### Material provided
'''
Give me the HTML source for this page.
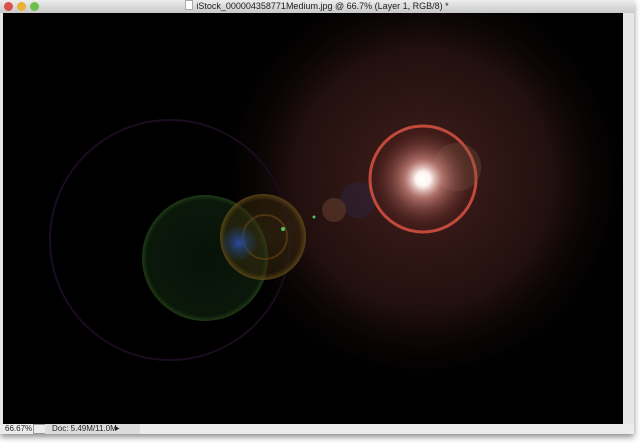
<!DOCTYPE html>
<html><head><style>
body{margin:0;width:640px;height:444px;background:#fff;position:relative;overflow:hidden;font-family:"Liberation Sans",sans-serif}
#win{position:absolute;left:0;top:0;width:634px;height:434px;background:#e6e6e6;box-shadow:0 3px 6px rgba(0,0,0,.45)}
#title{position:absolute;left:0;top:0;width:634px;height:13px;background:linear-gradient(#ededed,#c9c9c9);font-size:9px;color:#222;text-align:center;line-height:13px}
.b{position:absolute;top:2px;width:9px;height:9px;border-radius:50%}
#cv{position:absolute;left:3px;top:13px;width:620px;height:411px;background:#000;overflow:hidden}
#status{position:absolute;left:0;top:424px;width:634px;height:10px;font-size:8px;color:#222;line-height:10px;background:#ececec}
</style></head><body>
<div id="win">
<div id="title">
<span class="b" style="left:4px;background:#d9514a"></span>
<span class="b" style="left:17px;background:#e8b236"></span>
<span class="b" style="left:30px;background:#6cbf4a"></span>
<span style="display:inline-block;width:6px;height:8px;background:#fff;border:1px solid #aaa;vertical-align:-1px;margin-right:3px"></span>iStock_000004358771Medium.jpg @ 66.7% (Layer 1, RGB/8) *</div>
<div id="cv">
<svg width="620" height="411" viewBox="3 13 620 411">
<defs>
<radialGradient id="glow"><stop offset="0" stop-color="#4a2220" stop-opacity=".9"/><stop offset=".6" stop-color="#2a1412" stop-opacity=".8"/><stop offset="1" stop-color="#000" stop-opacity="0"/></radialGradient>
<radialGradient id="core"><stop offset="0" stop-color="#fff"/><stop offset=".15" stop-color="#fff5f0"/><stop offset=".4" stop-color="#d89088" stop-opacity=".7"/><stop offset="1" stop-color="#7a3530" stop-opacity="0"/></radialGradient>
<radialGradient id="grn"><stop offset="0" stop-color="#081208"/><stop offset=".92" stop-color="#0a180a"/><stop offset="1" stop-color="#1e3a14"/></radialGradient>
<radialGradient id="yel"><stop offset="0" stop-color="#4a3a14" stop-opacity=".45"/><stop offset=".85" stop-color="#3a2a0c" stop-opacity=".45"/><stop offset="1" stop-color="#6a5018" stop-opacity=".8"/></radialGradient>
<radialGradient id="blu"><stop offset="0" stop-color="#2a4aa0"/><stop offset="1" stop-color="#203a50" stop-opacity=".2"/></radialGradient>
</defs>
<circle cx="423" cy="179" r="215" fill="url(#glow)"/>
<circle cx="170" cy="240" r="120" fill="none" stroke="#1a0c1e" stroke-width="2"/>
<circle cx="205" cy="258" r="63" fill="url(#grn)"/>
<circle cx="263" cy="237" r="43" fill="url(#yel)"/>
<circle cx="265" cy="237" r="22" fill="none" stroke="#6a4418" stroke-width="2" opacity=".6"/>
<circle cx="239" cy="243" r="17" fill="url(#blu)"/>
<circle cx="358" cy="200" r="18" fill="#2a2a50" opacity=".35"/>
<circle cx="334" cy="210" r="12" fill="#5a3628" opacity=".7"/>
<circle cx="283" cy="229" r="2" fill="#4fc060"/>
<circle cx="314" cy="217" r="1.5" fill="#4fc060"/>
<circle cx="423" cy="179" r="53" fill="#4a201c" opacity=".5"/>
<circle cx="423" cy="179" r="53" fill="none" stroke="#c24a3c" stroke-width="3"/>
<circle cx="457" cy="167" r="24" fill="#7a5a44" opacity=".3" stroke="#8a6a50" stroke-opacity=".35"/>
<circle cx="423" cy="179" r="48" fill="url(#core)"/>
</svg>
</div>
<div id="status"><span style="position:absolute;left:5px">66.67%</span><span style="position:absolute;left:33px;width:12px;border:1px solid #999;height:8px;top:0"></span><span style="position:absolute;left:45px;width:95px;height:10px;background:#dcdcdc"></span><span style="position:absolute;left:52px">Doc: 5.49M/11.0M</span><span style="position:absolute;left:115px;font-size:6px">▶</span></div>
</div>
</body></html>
'''
'''
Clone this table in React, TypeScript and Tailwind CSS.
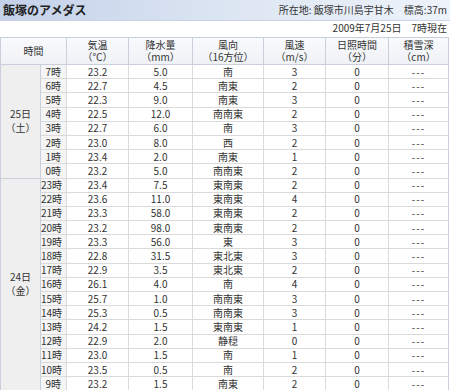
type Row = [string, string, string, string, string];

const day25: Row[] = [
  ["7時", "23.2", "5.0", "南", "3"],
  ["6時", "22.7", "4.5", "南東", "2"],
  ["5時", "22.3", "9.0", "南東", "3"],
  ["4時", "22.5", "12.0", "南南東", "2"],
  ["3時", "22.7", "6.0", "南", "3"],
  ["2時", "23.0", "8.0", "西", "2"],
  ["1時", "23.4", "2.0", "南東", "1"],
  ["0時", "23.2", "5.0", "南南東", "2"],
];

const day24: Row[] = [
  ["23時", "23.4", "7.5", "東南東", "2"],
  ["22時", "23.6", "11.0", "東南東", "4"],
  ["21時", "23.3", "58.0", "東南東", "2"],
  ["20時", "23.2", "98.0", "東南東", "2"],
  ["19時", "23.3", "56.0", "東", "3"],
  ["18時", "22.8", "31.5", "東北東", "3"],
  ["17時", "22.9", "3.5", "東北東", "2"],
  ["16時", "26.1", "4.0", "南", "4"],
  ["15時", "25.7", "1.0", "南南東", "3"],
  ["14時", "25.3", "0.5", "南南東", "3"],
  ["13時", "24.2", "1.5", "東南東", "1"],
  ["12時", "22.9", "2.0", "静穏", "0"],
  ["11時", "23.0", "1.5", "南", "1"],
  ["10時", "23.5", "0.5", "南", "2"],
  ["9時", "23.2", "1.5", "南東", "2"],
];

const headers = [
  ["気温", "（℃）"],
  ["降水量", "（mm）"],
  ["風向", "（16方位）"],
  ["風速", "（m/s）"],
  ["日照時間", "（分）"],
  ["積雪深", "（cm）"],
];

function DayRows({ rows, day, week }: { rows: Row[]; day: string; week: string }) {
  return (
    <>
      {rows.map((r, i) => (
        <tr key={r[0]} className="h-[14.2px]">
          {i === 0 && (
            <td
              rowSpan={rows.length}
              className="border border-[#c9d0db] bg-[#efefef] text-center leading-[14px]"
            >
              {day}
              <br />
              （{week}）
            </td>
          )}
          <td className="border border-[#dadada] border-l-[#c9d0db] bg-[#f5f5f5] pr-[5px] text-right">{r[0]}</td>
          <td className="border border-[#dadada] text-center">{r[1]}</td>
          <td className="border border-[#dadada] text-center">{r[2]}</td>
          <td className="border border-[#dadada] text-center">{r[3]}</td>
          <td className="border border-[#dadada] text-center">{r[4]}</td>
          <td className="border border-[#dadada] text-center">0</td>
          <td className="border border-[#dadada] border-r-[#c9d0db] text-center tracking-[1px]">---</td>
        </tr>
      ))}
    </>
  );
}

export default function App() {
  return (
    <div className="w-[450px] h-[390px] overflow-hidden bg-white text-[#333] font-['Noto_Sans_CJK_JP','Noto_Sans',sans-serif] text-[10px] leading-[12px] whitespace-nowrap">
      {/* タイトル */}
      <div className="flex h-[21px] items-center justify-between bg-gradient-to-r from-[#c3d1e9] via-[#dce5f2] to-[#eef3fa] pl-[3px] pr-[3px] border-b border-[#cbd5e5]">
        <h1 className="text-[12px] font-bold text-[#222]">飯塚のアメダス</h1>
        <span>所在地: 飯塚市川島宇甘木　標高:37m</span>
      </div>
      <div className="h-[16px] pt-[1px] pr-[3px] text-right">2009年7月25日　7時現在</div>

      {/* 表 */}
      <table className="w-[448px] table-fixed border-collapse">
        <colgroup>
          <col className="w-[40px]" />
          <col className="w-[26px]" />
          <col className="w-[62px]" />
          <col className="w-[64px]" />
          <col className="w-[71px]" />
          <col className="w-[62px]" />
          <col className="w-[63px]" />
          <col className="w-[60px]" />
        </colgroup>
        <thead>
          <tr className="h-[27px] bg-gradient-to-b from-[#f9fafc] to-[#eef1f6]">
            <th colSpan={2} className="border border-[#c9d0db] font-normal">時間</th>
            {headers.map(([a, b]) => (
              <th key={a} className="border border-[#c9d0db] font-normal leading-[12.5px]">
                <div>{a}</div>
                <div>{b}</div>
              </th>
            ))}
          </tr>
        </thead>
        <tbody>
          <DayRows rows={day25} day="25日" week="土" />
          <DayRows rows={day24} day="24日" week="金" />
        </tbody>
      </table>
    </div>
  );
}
'''
'''
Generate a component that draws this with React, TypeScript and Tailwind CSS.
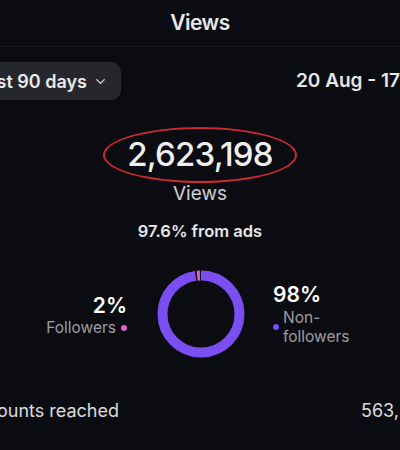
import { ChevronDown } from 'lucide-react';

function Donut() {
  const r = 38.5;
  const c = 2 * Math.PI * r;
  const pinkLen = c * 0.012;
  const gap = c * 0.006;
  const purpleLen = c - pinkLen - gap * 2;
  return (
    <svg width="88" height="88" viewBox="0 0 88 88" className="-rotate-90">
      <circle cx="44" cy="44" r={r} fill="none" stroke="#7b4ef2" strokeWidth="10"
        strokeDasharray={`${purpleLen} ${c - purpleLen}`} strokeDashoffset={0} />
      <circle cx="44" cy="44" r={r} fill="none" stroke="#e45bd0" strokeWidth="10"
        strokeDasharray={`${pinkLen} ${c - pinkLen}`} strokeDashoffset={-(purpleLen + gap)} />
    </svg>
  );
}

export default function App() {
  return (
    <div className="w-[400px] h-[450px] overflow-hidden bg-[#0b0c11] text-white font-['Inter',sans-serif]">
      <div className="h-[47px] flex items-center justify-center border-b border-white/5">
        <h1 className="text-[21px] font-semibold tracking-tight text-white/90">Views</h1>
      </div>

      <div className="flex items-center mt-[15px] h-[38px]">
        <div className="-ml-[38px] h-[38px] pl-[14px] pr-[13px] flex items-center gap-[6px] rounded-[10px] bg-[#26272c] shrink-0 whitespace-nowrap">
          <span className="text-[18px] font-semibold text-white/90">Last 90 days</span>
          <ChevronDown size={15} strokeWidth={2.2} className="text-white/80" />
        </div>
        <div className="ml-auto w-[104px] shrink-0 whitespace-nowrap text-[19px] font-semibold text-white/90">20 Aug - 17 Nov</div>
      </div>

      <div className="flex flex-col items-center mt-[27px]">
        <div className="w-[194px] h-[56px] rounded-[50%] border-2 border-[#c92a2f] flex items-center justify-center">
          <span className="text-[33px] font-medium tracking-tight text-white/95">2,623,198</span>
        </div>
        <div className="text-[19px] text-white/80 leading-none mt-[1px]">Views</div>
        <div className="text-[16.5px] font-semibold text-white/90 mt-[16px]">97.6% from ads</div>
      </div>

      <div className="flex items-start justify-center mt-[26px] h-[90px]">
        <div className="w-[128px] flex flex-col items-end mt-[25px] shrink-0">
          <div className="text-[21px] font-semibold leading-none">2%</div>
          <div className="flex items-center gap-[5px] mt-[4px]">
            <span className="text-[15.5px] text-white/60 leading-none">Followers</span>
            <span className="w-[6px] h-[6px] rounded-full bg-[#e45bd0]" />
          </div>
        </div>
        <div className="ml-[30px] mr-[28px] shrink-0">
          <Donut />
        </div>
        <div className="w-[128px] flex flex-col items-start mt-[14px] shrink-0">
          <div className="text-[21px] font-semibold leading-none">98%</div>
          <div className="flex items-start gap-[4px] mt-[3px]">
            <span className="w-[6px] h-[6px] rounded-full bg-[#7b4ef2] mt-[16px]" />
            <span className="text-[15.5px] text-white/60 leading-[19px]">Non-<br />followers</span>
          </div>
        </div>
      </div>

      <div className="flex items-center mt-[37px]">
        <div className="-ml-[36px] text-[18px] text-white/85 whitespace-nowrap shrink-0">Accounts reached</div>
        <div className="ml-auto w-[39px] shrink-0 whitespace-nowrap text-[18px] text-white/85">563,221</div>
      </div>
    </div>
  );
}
'''
### Directions for this task
Find every line that includes the string "table". Report how many there are and nothing else.

### Full answer
3